Challenge:
Tally the lines holding the word "styles" and state the count by itself.

Source material:
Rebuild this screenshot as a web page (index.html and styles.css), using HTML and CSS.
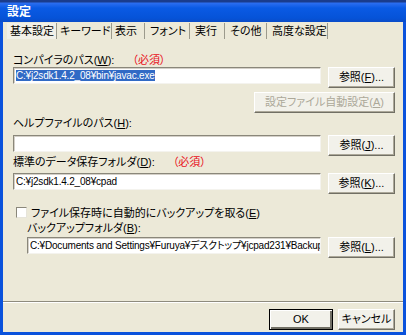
FILE: index.html
```html
<!DOCTYPE html>
<html lang="ja">
<head>
    <meta charset="UTF-8">
    <title>設定</title>
    <link rel="stylesheet" href="styles.css">
</head>
<body>
    <div class="window">
        <div class="titlebar">設定</div>

        <div class="tabs">
            <div class="tab active">基本設定</div>
            <div class="tab">キーワード</div>
            <div class="tab">表示</div>
            <div class="tab">フォント</div>
            <div class="tab">実行</div>
            <div class="tab">その他</div>
            <div class="tab">高度な設定</div>
        </div>

        <div class="page">
            <div class="label">コンパイラのパス(<u>W</u>):<span class="req">（必須）</span></div>
            <div class="row">
                <div class="field"><span class="sel">C:¥j2sdk1.4.2_08¥bin¥javac.exe</span></div>
                <button class="btn">参照(<u>F</u>)...</button>
            </div>
            <div class="row-right">
                <button class="btn wide" disabled>設定ファイル自動設定(<u>A</u>)</button>
            </div>

            <div class="label label-help">ヘルプファイルのパス(<u>H</u>):</div>
            <div class="row">
                <div class="field"></div>
                <button class="btn">参照(<u>J</u>)...</button>
            </div>

            <div class="label label-data">標準のデータ保存フォルダ(<u>D</u>):<span class="req">（必須）</span></div>
            <div class="row row-data">
                <div class="field">C:¥j2sdk1.4.2_08¥cpad</div>
                <button class="btn">参照(<u>K</u>)...</button>
            </div>

            <div class="check-row">
                <span class="checkbox"></span>
                <span>ファイル保存時に自動的にバックアップを取る(<u>E</u>)</span>
            </div>
            <div class="indent">
                <div class="label label-backup">バックアップフォルダ(<u>B</u>):</div>
                <div class="row">
                    <div class="field">C:¥Documents and Settings¥Furuya¥デスクトップ¥jcpad231¥Backup</div>
                    <button class="btn">参照(<u>L</u>)...</button>
                </div>
            </div>
        </div>

        <div class="footer">
            <button class="btn default">OK</button>
            <button class="btn">キャンセル</button>
        </div>
    </div>
</body>
</html>
```

FILE: styles.css
```css
body {
    margin: 0;
    font-family: "Liberation Sans", "Noto Sans CJK JP", sans-serif;
    font-size: 11px;
    font-feature-settings: "palt";
    color: #000;
    background-color: #ece9d8;
}
.window {
    width: 406px;
    height: 335px;
    box-sizing: border-box;
    border: 3px solid #0a52dc;
    border-top: none;
    background-color: #ece9d8;
    display: flex;
    flex-direction: column;
}
.titlebar {
    height: 22px;
    margin: 0 -3px;
    padding: 5px 0 0 7px;
    box-sizing: border-box;
    background: linear-gradient(#1a3c8c 0, #1a3c8c 2px, #2c6ef0 3px, #0a5ae4 8px, #0653d8 18px, #0a4cc8 22px);
    color: #fff;
    font-weight: bold;
    font-size: 12px;
    line-height: 14px;
}
.tabs {
    height: 18px;
    display: flex;
    padding-left: 4px;
    line-height: 18px;
}
.tab {
    padding-left: 3px;
    border-right: 1px solid #9c9a8c;
    box-sizing: border-box;
    height: 16px;
    line-height: 16px;
    margin-top: 1px;
}
.tab:nth-child(1) { width: 50px; padding-left: 3px; background-color: #f1f0e8; }
.tab:nth-child(2) { width: 55px; }
.tab:nth-child(3) { width: 33px; }
.tab:nth-child(4) { width: 45px; padding-left: 5px; }
.tab:nth-child(5) { width: 35px; padding-left: 5px; }
.tab:nth-child(6) { width: 42px; padding-left: 5px; }
.tab:nth-child(7) { width: 61px; padding-left: 5px; }

.page {
    height: 262px;
    box-sizing: border-box;
    padding: 14px 8px 0 10px;
    border-bottom: 1px solid #8e8b7e;
}
.label {
    height: 13px;
    line-height: 13px;
}
.req {
    color: #e8101a;
    margin-left: 18px;
}
.row {
    display: flex;
    justify-content: space-between;
    height: 18px;
}
.row-right {
    display: flex;
    justify-content: flex-end;
    margin-top: 7px;
}
.label-help { margin-top: 4px; }
.label-help + .row { margin-top: 5px; }
.label-data { margin-top: 3px; }
.row-data { margin-top: 4px; }
.field {
    width: 308px;
    height: 17px;
    box-sizing: border-box;
    background-color: #fff;
    border: 1px solid;
    border-color: #8a877a #f4f3ee #f4f3ee #8a877a;
    box-shadow: inset 1px 1px #d4d0c8;
    padding: 1px 2px;
    font-size: 10px;
    letter-spacing: -0.2px;
    line-height: 13px;
    white-space: nowrap;
    overflow: hidden;
}
.sel {
    background-color: #316ac5;
    color: #fff;
}
.btn {
    width: 67px;
    height: 21px;
    flex-shrink: 0;
    font-family: inherit;
    font-size: 11px;
    font-feature-settings: "palt";
    color: #000;
    background-color: #f2f1ea;
    border: 1px solid;
    border-color: #fff #716f64 #716f64 #fff;
    box-shadow: inset -1px -1px #aca899;
    padding: 0;
    line-height: 17px;
}
.btn.wide {
    width: 141px;
}
.btn:disabled {
    color: #aca899;
}
.btn.default {
    border: 1px solid #000;
    box-shadow: inset 1px 1px #fff, inset -2px -2px #716f64;
    width: 64px;
}
.check-row {
    display: flex;
    align-items: center;
    gap: 4px;
    height: 14px;
    margin-top: 14px;
    padding-left: 3px;
}
.checkbox {
    width: 11px;
    height: 11px;
    box-sizing: border-box;
    background-color: #fff;
    border: 1px solid;
    border-color: #8a877a #e6e4da #e6e4da #8a877a;
}
.indent {
    padding-left: 14px;
}
.label-backup {
    margin-top: 3px;
}
.indent .row {
    margin-top: 2px;
}
.indent .field {
    width: 294px;
}
.footer {
    flex: 1;
    border-top: 1px solid #fff;
    display: flex;
    justify-content: flex-end;
    align-items: flex-start;
    gap: 5px;
    padding: 6px 8px 0 0;
}
.footer .btn:last-child {
    width: 57px;
}
```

Answer below:
3